Theoretical derivation and experimental investigation of dynamic displacement reconstruction based on data fusion for beam structures

Accurately obtaining the dynamic displacement response of the beam structure is of great significance. However, it is difficult to directly measure the dynamic displacement for large structures due to the low measurement accuracy or the installation difficulty of the sensor. Therefore, it is urgent to develop an indirect measurement method for displacement based on measurable physical quantities. Since acceleration and strain contain high and low frequency displacement information respectively, this paper proposes a displacement reconstruction algorithm that can realize the data fusion of the two, which is very helpful for the research of structural health monitoring.
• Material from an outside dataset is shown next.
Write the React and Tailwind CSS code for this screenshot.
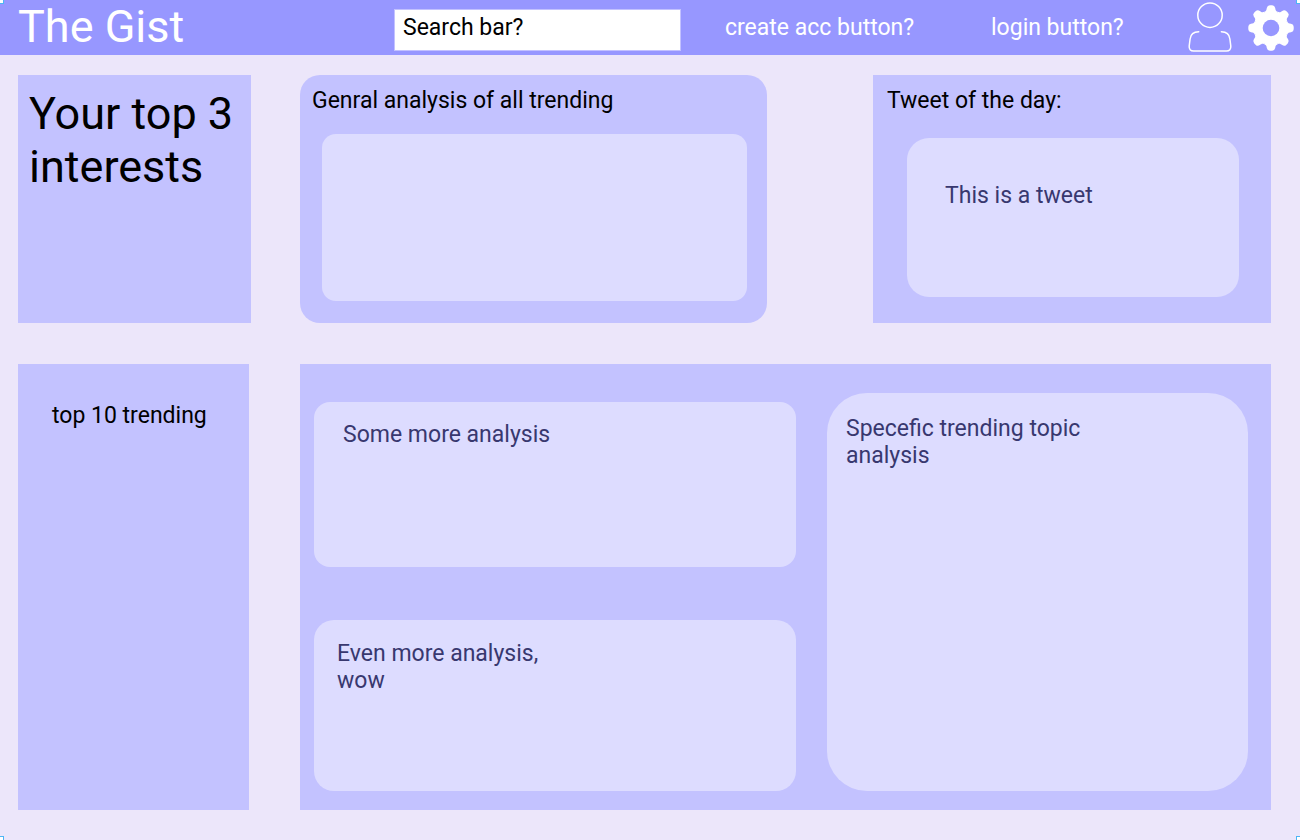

Firstly, the stochastic subspace identification (SSI) method is adopted to calculate the strain mode, and then the displacement is derived via the mode shape superposition method. Afterwards, the strain-derived displacement and acceleration are combined by the proposed algorithm to reconstruct the dynamic displacement. Both the numerical simulation and model experiment are conducted to verify the effectiveness of the proposed algorithm. Furthermore, the influences of noise, sampling rate ratio and measurement point position are analyzed. The results show that the proposed algorithm can accurately reconstruct both high-frequency and pseudo-static displacements, and the displacement reconstructed error in the model experiment is within 5%.